この記事はヤフーニュースでも配信されたため、ヤフー掲示板は「ネット民をバカにするな!」「おじゃる丸の問題はそんなことではすまされない」「時効なんかじゃない!」という声で炎上した。
小西氏の事務所関係者は「スポニチアネックス」編集部に抗議したところ、当該記事は削除され、13日の本人テレビ出演による新たな番組内容を受けて『NHK告発の「おじゃる丸」初代声優「バイキング」に生出演』という記事に差し替えられた。
NHKを告訴へ
そして8月1日、警視庁渋谷署への告訴状の提出に至った。この問題に関してNHKに電話取材したところ、「無断使用の事実はないというふうに、私どもは聞いております」との回答であった。
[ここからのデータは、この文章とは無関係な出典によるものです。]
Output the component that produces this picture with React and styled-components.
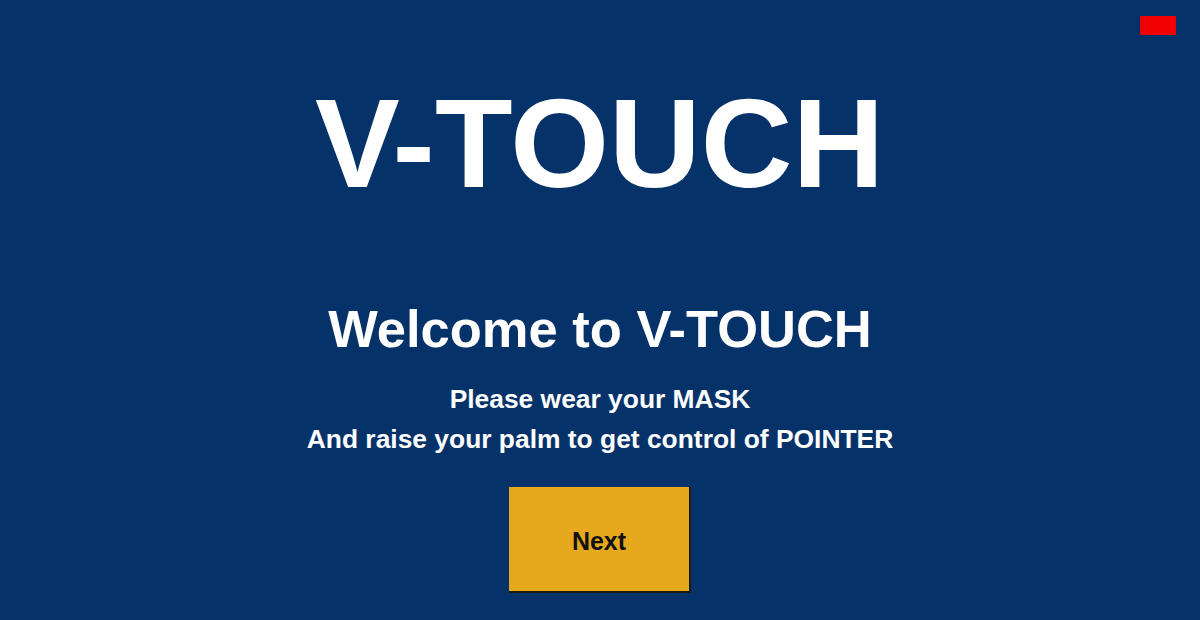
import React from 'react';
import styled, { createGlobalStyle } from 'styled-components';

const GlobalStyle = createGlobalStyle`
  html, body {
    margin: 0;
    padding: 0;
    background: #06326a;
  }
  body {
    font-family: "Liberation Sans", Arial, sans-serif;
  }
`;

const Screen = styled.div`
  position: relative;
  height: 620px;
  background: #06326a;
  display: flex;
  flex-direction: column;
  align-items: center;
  padding-top: 80px;
  box-sizing: border-box;
  color: #ffffff;
  overflow: hidden;
`;

const Indicator = styled.div`
  position: absolute;
  top: 16px;
  right: 24px;
  width: 36px;
  height: 19px;
  background: #f00000;
`;

const Title = styled.h1`
  margin: 0 0 0 -1px;
  font-size: 127px;
  line-height: 1;
  font-weight: bold;
`;

const Welcome = styled.h2`
  margin: 96px 0 0;
  font-size: 52.5px;
  line-height: 1;
  font-weight: bold;
`;

const Instructions = styled.div`
  margin-top: 23px;
  display: flex;
  flex-direction: column;
  align-items: center;
`;

const Line = styled.p`
  margin: 0;
  font-size: 26.4px;
  line-height: 40px;
  font-weight: bold;
`;

const NextButton = styled.button`
  margin: 28px 2px 0 0;
  padding: 5px 0 0;
  width: 180px;
  height: 104px;
  background: #e6a91e;
  border: none;
  box-shadow: 1px 1px 0 1px #1c1a14;
  color: #111111;
  font-family: inherit;
  font-size: 25px;
  font-weight: bold;
  cursor: pointer;
`;

const App = () => {
  return (
    <>
      <GlobalStyle />
      <Screen>
        <Indicator />
        <Title>V-TOUCH</Title>
        <Welcome>Welcome to V-TOUCH</Welcome>
        <Instructions>
          <Line>Please wear your MASK</Line>
          <Line>And raise your palm to get control of POINTER</Line>
        </Instructions>
        <NextButton>Next</NextButton>
      </Screen>
    </>
  );
};

export default App;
小西氏や事務所社長らがプロデューサーと製作会社社長などから「黙って言うとおりにしないとアニメ業界で仕事できなくしてやる」と言われたことに関しては、「小西さんの契約終了まで仕事を続けておられまして、収録の話が来なくなったというものではないと、私どもは聞いております」との見解を示した。
番組を一新するという連絡だったが変わったのは小西氏だけだったことについて見解を問うと、「ここでは、それ以上のことはわかりません」と言う。
さらに、横領の疑惑については、メールでNHKより以下の回答が届いた。
「NHK関連団体およびNHKでは、ご指摘のような横領事案は起きていません。ご指摘の当該社員については、関連団体が内規に則って適切に対処しています」
仮に、著作隣接権を侵害しているとすれば重大な刑事犯罪であり、ましてや視聴者から徴収する受信料で成り立っている公共放送のNHKが、これを放置するなどしていれば、我が国の知財文化の発展を著しく阻害する行為である。
小西氏の声を愛するファンは多く、彼女はシンガーソングライターとしても、いくつもの作品を発表している。小西氏に、今後の展望を聞いたところ、こう答えた。
「シンガーソングライターで食べていこうなんてことは、さらさら思っていません。今取り組んでいるのは、子どもたちに音楽を含めて、いろんな体験をさせてあげる『アーリーラーニング』です。また自衛隊の退職者の方々への就労支援を行っています。自衛隊というのはやはり特殊な組織なので、社会に出たときのギャップで困っている退職者がいらっしゃるので、そうした方々への支援を行っています」
小西氏は、社会に向き合って生きている。今回の告訴は、自分の被った被害の回復にのみこだわったものではなく、いかに文化を守り発展させていくかという見地に立ったものといえるだろう。